Da mesma maneira, existe um acordo não escrito segundo o qual o presidente deve ser sempre um cristão maronita; o primeiro-ministro, um muçulmano sunita; e o presidente do Parlamento, um muçulmano xiita.

Assim, cada vez que é formado um governo, o chefe de Estado, em consulta com o presidente do Poder Legislativo e com forças parlamentares, convida um muçulmano sunita para formar governo. Em seguida, os diferentes ministérios são distribuídos a fim de refletir o balanço de poder entre os diferentes grupos religiosos.

Poder fragmentado e ineficaz

Embora tenha sido originalmente concebido para garantir a representação das 18 comunidades religiosas que vivem no país, o sistema sectário tem sido fonte de inúmeras crises políticas, a maior das quais se materializou na Guerra Civil.

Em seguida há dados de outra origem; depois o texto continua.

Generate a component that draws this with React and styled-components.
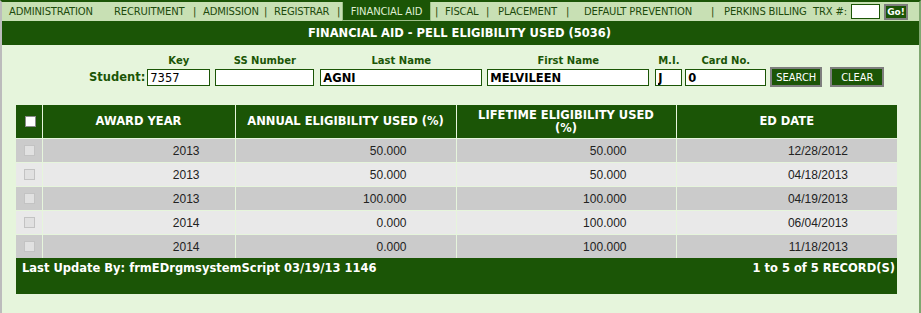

Segundo os críticos do modelo, esse sistema tem impedido que um Estado central efetivo se estabeleça no país, uma vez que os líderes dos diferentes grupos sectários atuam mais de acordo com suas agendas parciais e seus próprios interesses.

Sunitas, xiitas, drusos e cristãos — os principais grupos que dominaram o Líbano — estabeleceram suas próprias esferas de influência dentro do Estado e as usam para seus próprios fins.

O grupo mais poderoso é o Hezbollah, movimento xiita apoiado pelo Irã, classificado pelos Estados Unidos como organização terrorista e cujo braço armado também está sob sanções da União Europeia.

No país, as decisões do Executivo devem ser aprovadas por uma maioria de dois terços dos ministros. No entanto, graças a um acordo firmado em 2008, o Hezbollah e seus aliados têm garantido parte dos postos do gabinete, o que lhes dá direito a voto.

Esse complexo sistema de divisão de poder demanda colocar em acordo esses grupos sectários convencendo-os a deixar as diferenças de lado (ou abrir mão de suas próprias demandas).

Dessa forma é possível entender por que é tão difícil formar um governo efetivo no Líbano e também por que o governo interino de Diab pode se estender por bastante tempo, apesar das manifestações nas ruas e da gigantesca tarefa de reconstruir a capital do país enquanto combate a grave crise econômica nacional.